At the highest level, all I want to do is remove the --longDistance
switch, always precompute transfers when building a graph, and not force
the person deploying OTP to choose between two server-wide "modes" when
starting up the server. It would perhaps be more accurate to say I want
to merge all the search techniques, keeping the more successful ideas
from LD mode active when transit routing is selected.

I was planning to remove the path services other than LD, and then
eliminate the concept of pluggable path services entirely. This
abstraction was already present so we used it to try out some
experimental search techniques, but the interface and multiple alternate
implementations belie the simplicity of what we're really doing here:
just enabling or disabling a couple blocks of logic farther down in the
call stack (a goal-direction heuristic or the comparison function used
when building an SPT).
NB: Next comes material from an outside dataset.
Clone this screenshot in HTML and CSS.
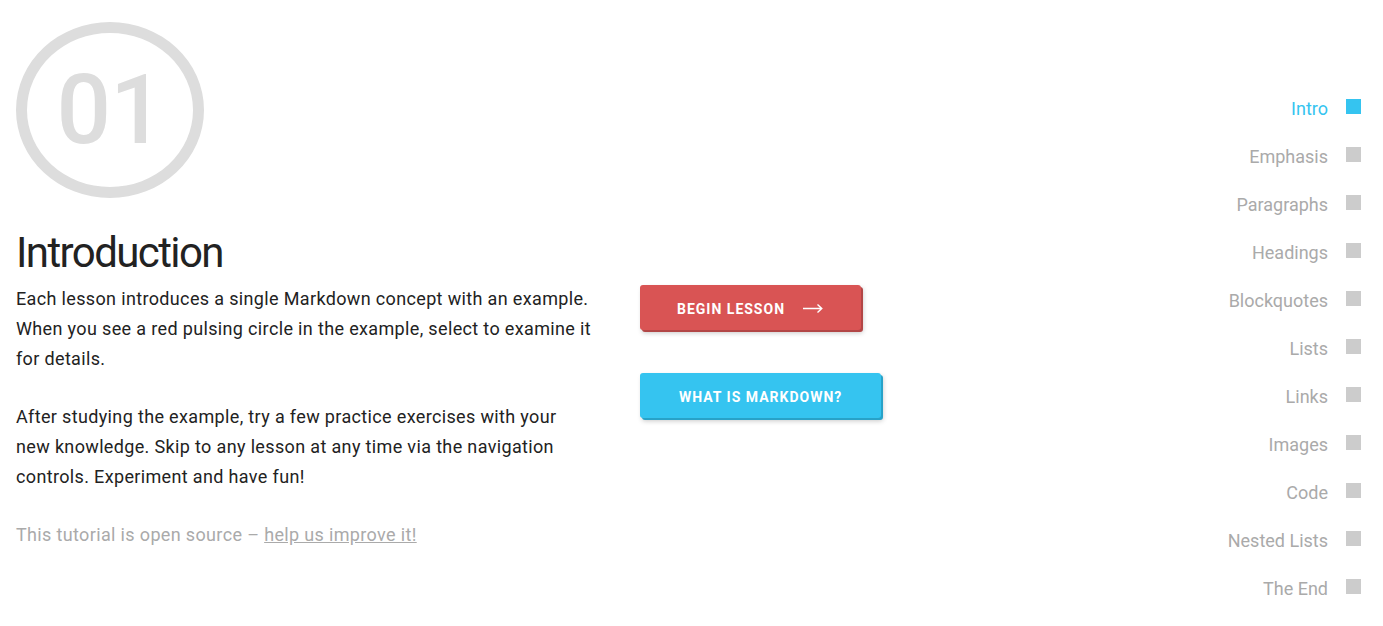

That can be done in a much more readable,
maintainable way with a couple of booleans and conditional blocks.
There's no clear reason to modify behavior globally by plugging together
application components at startup time, that's simply a relic of Spring.

> The classic mode allows hybrid transit / bike share trip plans (bike
> share at the start, end or middle of a journey).

Note that I do not intend to keep LD mode exactly as it currently is.
The restriction of the on-street searches via the heuristic and the path
parser was just a way to let the classic and LD systems coexist while we
were experimenting. It is really quite an arcane way to impose the LD
constraints on our stock SPT-generator class.

Once we unify the search techniques, we could actually perform the
access-to-transit and egress-from-transit searches separately, saving
the on-street paths that successfully reach transit stops before ever
beginning the on-transit part of the search. It will avoid repeating the
destination-zone search for every path, and would would make it quite
efficient to use any mode (including rental/parking variations) at the
beginning or end of the trip.

> I'm wondering if it would be possible to include it in the
> middle?

We will still have a code path that runs a simple forward search
disabling the special LD mode heuristic. This is essential for
single-mode bike or driving requests, as well as one-to-many searches.
This same logic with precomputed transfers disabled would conceivably
allow bike transfers mid-route.

The use of precomputed transfers, origin/destination street searches
before ever entering transit, and the transit-friendly reverse heuristic
would all be independently switchable ingredients rather than a
prepackaged "mode" that requires rebuilding the graph and restarting the
server with a different configuration.

Note however that major users of OTP have clearly stated that they and
their users perceive mid-trip bike transfers as a bug, and it's faster
to use precomputed transfers, so I'm thinking it should be diabled by
default.

> We may also want to keep bike P+R, "OV-fiets" modes and various
> other bike+transit combinations, we have to make sure they are
> compatible with the long distance mode.

We absolutely want to keep these modes: they are among the most valuable
features of OTP. I would even say one of the main motivations for
switching entirely to LD mode is to ensure that all these new modes can
be used efficiently both before and after transit.